NeMo Speaker Diarization API#
Model Classes#
- class nemo.collections.asr.models.ClusteringDiarizer(*args: Any, **kwargs: Any)[source]#
Bases:
Module
,Model
,DiarizationMixin
Inference model Class for offline speaker diarization. This class handles required functionality for diarization : Speech Activity Detection, Segmentation, Extract Embeddings, Clustering, Resegmentation and Scoring. All the parameters are passed through config file
- diarize(paths2audio_files: Optional[List[str]] = None, batch_size: int = 0)[source]#
Diarize files provided thorugh paths2audio_files or manifest file input: paths2audio_files (List[str]): list of paths to file containing audio file batch_size (int): batch_size considered for extraction of speaker embeddings and VAD computation
- classmethod list_available_models()[source]#
Should list all pre-trained models available via NVIDIA NGC cloud. Note: There is no check that requires model names and aliases to be unique. In the case of a collision, whatever model (or alias) is listed first in the this returned list will be instantiated.
- Returns
A list of PretrainedModelInfo entries
- classmethod restore_from(restore_path: str, override_config_path: Optional[str] = None, map_location: Optional[torch.device] = None, strict: bool = False)[source]#
Restores model instance (weights and configuration) from a .nemo file
- Parameters
restore_path – path to .nemo file from which model should be instantiated
override_config_path – path to a yaml config that will override the internal config file or an OmegaConf / DictConfig object representing the model config.
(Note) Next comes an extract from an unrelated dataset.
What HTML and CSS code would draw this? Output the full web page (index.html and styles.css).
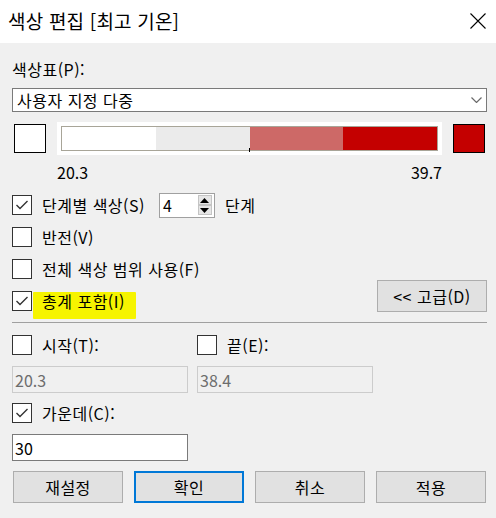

map_location – Optional torch.device() to map the instantiated model to a device. By default (None), it will select a GPU if available, falling back to CPU otherwise.
strict – Passed to load_state_dict. By default True
return_config – If set to true, will return just the underlying config of the restored model as an OmegaConf DictConfig object without instantiating the model.
trainer – An optional Trainer object, passed to the model constructor.
save_restore_connector – An optional SaveRestoreConnector object that defines the implementation of the restore_from() method.
- save_to(save_path: str)#
- Saves model instance (weights and configuration) into EFF archive or .
You can use “restore_from” method to fully restore instance from .nemo file.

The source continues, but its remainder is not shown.